A number of industries are now shifting to cleaner sources of power generation and with tighter emission regulations in place, gas gensets are gaining traction. As per the last price revision by Indraprastha Gas Limited (IGL) in October 2020, the cost of CNG was Rs 42.70 per kg in Delhi and that of PNG was Rs 27.50 per unit.

Generation costs

The cost of power generation through DG sets can be as high as over Rs 15 per unit. In some cases, it is even in the range of Rs 25-Rs 40 per unit. The high generation costs can be attributed to pilferage and high costs of fuel transportation, whereas, the cost of electricity generation from gas-based gensets is generally lower at Rs 11-Rs 12 per unit. As a result, DG sets are losing ground to more competitive options.

DG sets are preferred less by commercial and industrial (C&I) consumers, that use renewable energy sources such as solar rooftop. For rooftop solar projects, the opex is Rs 3.50-Rs 4 per kWh; this is lower than the average C&I grid tariff prevalent across most states. Further, operations and maintenance (O&M) costs of DG sets are generally higher. However, the O&M requirement and the cost depend on the quality of fuel used and the hours of operation of the DG set.

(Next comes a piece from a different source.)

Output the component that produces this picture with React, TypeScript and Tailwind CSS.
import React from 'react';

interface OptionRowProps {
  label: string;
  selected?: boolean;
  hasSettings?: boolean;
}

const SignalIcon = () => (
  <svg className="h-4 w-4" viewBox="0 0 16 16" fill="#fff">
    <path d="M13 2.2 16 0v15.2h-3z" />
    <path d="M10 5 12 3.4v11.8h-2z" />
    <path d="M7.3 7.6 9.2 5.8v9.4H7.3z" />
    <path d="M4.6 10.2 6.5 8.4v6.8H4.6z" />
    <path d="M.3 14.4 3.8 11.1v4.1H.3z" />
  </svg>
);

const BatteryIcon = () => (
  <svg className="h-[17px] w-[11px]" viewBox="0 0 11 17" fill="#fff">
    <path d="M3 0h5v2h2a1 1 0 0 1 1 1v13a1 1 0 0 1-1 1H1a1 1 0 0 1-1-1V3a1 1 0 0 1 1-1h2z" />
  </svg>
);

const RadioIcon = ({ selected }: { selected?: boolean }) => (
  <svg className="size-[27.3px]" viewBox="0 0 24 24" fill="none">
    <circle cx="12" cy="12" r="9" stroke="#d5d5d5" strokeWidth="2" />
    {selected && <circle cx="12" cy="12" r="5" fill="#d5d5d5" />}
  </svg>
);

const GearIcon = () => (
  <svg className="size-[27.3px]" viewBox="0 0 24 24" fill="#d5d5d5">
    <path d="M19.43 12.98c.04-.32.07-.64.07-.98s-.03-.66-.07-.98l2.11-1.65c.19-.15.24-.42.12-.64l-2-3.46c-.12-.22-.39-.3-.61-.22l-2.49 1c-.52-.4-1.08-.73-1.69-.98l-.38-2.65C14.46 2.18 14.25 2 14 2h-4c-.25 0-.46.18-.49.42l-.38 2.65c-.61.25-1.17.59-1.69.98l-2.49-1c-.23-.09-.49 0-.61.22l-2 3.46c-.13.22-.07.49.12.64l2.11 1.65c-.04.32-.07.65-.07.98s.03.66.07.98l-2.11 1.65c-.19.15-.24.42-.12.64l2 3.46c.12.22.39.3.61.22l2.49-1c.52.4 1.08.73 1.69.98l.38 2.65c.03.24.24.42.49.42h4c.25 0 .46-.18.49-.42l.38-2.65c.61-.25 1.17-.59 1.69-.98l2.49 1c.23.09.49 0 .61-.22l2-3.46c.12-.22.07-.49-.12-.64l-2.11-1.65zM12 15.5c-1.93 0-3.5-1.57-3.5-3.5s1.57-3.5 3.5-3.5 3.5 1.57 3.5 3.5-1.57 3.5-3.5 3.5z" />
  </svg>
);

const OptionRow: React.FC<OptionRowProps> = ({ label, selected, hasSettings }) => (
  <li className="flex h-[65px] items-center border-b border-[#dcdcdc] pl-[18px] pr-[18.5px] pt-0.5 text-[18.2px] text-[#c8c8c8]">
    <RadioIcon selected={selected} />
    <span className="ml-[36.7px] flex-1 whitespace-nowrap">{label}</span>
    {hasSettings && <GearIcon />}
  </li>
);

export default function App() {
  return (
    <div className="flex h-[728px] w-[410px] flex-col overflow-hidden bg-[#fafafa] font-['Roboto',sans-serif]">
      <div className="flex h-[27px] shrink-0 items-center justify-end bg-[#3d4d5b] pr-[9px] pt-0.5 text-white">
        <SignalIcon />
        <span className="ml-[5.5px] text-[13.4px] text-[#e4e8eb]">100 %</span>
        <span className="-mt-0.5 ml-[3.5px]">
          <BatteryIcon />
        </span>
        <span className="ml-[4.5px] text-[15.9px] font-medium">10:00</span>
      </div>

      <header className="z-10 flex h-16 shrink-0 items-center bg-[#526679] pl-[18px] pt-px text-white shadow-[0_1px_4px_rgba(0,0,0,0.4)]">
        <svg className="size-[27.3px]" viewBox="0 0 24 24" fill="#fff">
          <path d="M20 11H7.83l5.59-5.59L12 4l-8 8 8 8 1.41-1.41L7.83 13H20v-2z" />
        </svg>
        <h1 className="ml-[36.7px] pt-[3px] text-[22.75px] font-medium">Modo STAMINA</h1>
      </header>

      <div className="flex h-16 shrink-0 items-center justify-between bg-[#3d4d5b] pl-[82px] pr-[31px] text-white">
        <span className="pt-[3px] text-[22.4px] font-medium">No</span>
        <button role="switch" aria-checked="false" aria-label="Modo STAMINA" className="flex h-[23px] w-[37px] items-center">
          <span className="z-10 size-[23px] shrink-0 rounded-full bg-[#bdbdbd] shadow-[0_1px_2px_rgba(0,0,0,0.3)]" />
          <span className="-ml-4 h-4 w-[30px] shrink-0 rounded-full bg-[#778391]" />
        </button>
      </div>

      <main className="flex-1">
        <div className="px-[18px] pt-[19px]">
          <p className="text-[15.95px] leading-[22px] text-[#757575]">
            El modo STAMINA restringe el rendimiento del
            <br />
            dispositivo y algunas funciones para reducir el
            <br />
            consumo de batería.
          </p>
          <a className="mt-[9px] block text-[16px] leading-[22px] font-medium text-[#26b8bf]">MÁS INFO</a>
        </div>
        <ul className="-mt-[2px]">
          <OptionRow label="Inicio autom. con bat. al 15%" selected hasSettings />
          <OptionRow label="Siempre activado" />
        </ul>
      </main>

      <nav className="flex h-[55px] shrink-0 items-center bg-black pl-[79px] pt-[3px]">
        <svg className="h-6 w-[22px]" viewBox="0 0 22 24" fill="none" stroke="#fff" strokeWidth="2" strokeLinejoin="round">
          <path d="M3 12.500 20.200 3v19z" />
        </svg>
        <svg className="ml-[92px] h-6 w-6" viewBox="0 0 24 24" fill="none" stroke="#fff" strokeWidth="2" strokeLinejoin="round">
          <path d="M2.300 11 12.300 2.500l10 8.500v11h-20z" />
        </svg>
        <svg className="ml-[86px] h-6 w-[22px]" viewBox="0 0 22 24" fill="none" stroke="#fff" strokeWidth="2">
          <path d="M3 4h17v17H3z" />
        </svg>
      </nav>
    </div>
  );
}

The diesel genset industry currently faces significant cost pressures. The increasing focus of authorities on pollution control is expected to drive up the capital costs of these generators. Further, with falling solar and wind power tariffs and rising diesel prices, these gensets have become less cost competitive while wind and solar rooftop systems have emerged as financially viable options for providing power backup. That said, technology advancements such as hybridised solutions can help DG set owners to economise on costs by reducing fuel consumption.

While the DG set segment faces bottlenecks, these generators will continue to be in demand due to their increased usage by the residential sector as well as for being an effective source of back-up power.